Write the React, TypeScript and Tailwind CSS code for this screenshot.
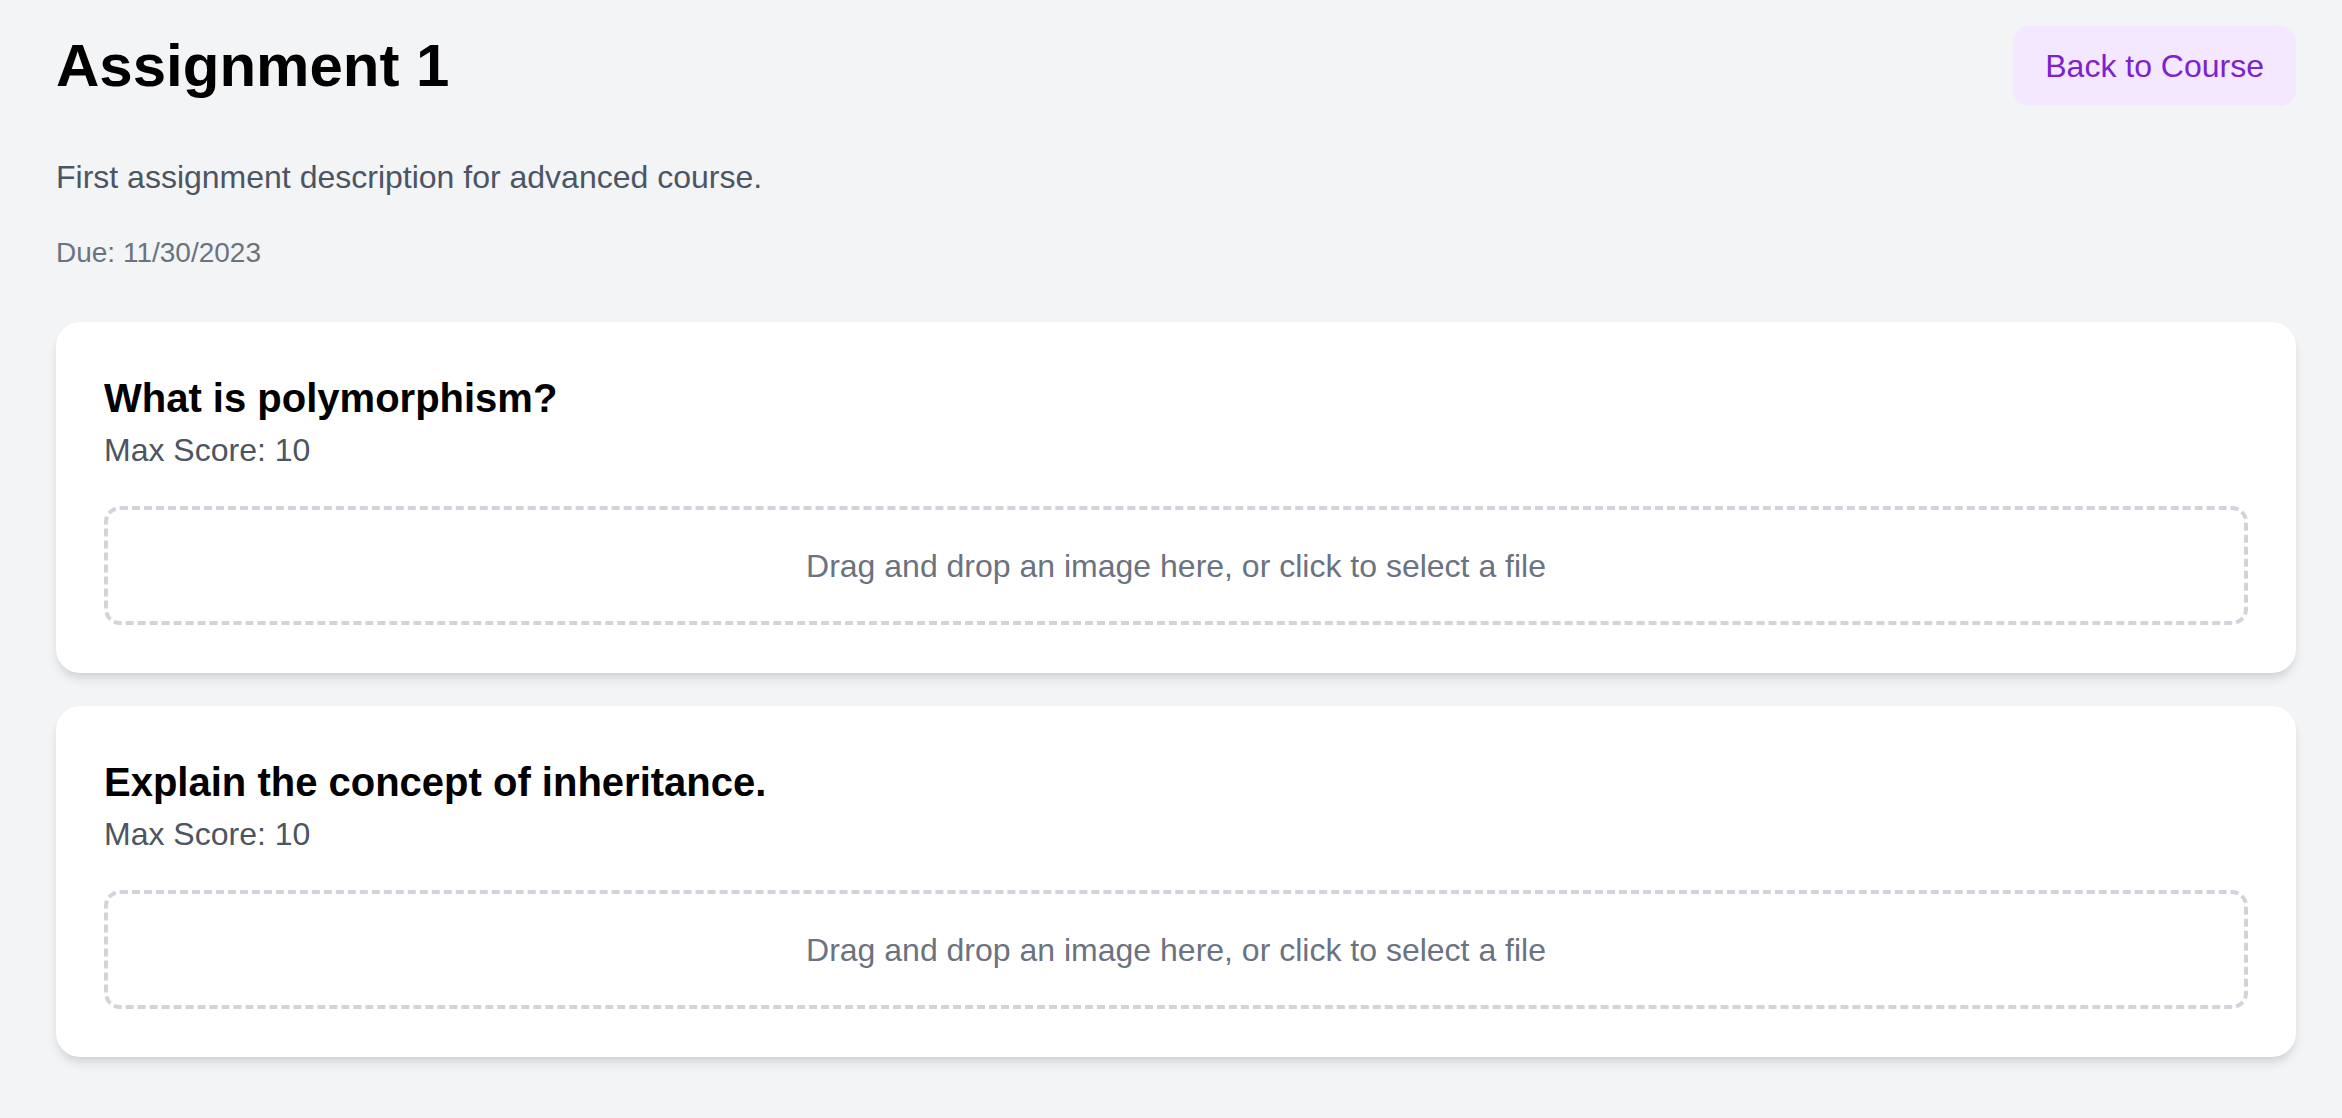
const questions = [
  { id: 1, text: "What is polymorphism?", maxScore: 10 },
  { id: 2, text: "Explain the concept of inheritance.", maxScore: 10 },
];

function QuestionCard({ text, maxScore }: { text: string; maxScore: number }) {
  return (
    <div className="bg-white rounded-[24px] p-[48px] shadow-[0_8px_12px_-2px_rgba(0,0,0,0.1),0_4px_8px_-4px_rgba(0,0,0,0.1)]">
      <h2 className="text-[40px] leading-[56px] font-bold text-black">{text}</h2>
      <p className="text-[32px] leading-[48px] text-[#4b5563]">Max Score: {maxScore}</p>
      <div className="mt-[32px] border-[4px] border-dashed border-[#d1d5db] rounded-[16px] pt-[32px] pb-[31px] text-center text-[32px] leading-[48px] text-[#6b7280] cursor-pointer">
        Drag and drop an image here, or click to select a file
      </div>
    </div>
  );
}

export default function App() {
  return (
    <div className="min-h-screen bg-[#f3f4f6] pl-[56px] pr-[46px] pt-[26px] pb-[40px] font-['Liberation_Sans',Arial,sans-serif]">
      <div className="flex items-center justify-between h-[80px] mb-[47px]">
        <h1 className="text-[60px] leading-[72px] font-bold text-black">Assignment 1</h1>
        <button className="h-[80px] px-[32px] rounded-[16px] bg-[#f3e8ff] text-[#7e22ce] text-[32px] leading-[48px]">
          Back to Course
        </button>
      </div>
      <p className="text-[32px] leading-[48px] text-[#4b5563] mb-[32px]">
        First assignment description for advanced course.
      </p>
      <p className="text-[28px] leading-[40px] text-[#6b7280] mb-[49px]">Due: 11/30/2023</p>
      <div className="flex flex-col gap-[33px]">
        {questions.map((q) => (
          <QuestionCard key={q.id} text={q.text} maxScore={q.maxScore} />
        ))}
      </div>
    </div>
  );
}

———

Transcribe the listing above verbatim. Omit the pictures.

Write the React, TypeScript and Tailwind CSS code for this screenshot.
const questions = [
  { id: 1, text: "What is polymorphism?", maxScore: 10 },
  { id: 2, text: "Explain the concept of inheritance.", maxScore: 10 },
];

function QuestionCard({ text, maxScore }: { text: string; maxScore: number }) {
  return (
    <div className="bg-white rounded-[24px] p-[48px] shadow-[0_8px_12px_-2px_rgba(0,0,0,0.1),0_4px_8px_-4px_rgba(0,0,0,0.1)]">
      <h2 className="text-[40px] leading-[56px] font-bold text-black">{text}</h2>
      <p className="text-[32px] leading-[48px] text-[#4b5563]">Max Score: {maxScore}</p>
      <div className="mt-[32px] border-[4px] border-dashed border-[#d1d5db] rounded-[16px] pt-[32px] pb-[31px] text-center text-[32px] leading-[48px] text-[#6b7280] cursor-pointer">
        Drag and drop an image here, or click to select a file
      </div>
    </div>
  );
}

export default function App() {
  return (
    <div className="min-h-screen bg-[#f3f4f6] pl-[56px] pr-[46px] pt-[26px] pb-[40px] font-['Liberation_Sans',Arial,sans-serif]">
      <div className="flex items-center justify-between h-[80px] mb-[47px]">
        <h1 className="text-[60px] leading-[72px] font-bold text-black">Assignment 1</h1>
        <button className="h-[80px] px-[32px] rounded-[16px] bg-[#f3e8ff] text-[#7e22ce] text-[32px] leading-[48px]">
          Back to Course
        </button>
      </div>
      <p className="text-[32px] leading-[48px] text-[#4b5563] mb-[32px]">
        First assignment description for advanced course.
      </p>
      <p className="text-[28px] leading-[40px] text-[#6b7280] mb-[49px]">Due: 11/30/2023</p>
      <div className="flex flex-col gap-[33px]">
        {questions.map((q) => (
          <QuestionCard key={q.id} text={q.text} maxScore={q.maxScore} />
        ))}
      </div>
    </div>
  );
}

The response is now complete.